Significant details must still be worked out before Congress can approve a bill. Among the groups denouncing the proposal today were the National Association of Home Builders and Congressional Democrats who fear that tighter regulation of the companies could sharply reduce their commitment to financing low-income and affordable housing.

These two entities — Fannie Mae and Freddie Mac — are not facing any kind of financial crisis,” said Representative Barney Frank of Massachusetts, the ranking Democrat on the Financial Services Committee. ”The more people exaggerate these problems, the more pressure there is on these companies, the less we will see in terms of affordable housing.”

Representative Melvin L. Watt, Democrat of North Carolina, agreed.

”I don’t see much other than a shell game going on here, moving something from one agency to another and in the process weakening the bargaining power of poorer families and their ability to get affordable housing,” Mr. Watt said.

Democrats such as Watt and Maxine Waters played the race card to label any effort to prevent poor and black families from buying homes they couldn’t afford as racist.

But when the fecal matter hit the rotary oscillator as a direct result of Democrats’ policies, Nancy Pelosi trots and says:

“The — what we have now is a manmade disaster, a disaster that sprang — comes from the Bush failed policies, the failure of the Bush administrations to steward our economy in a responsible way.”

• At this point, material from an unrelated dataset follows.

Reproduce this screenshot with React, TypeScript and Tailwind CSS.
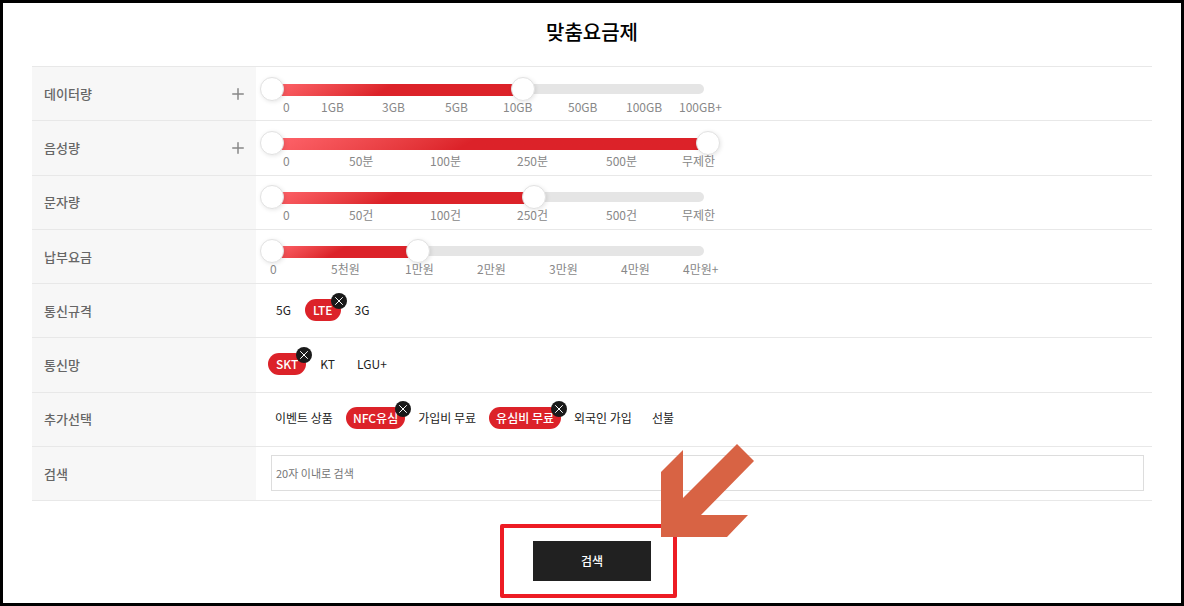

I am telling you, if you vote for Democrats in November, you will be putting the very people who caused this disaster in power, and you will be entrusting the people who created a crisis in charge of averting the very crisis they caused.  By putting these irresponsible demagogues in charge of our economy during one of the most vulnerable periods in our nations’ history, you will in effect be saying, “I want the Great Depression.  I want my children to suffer.”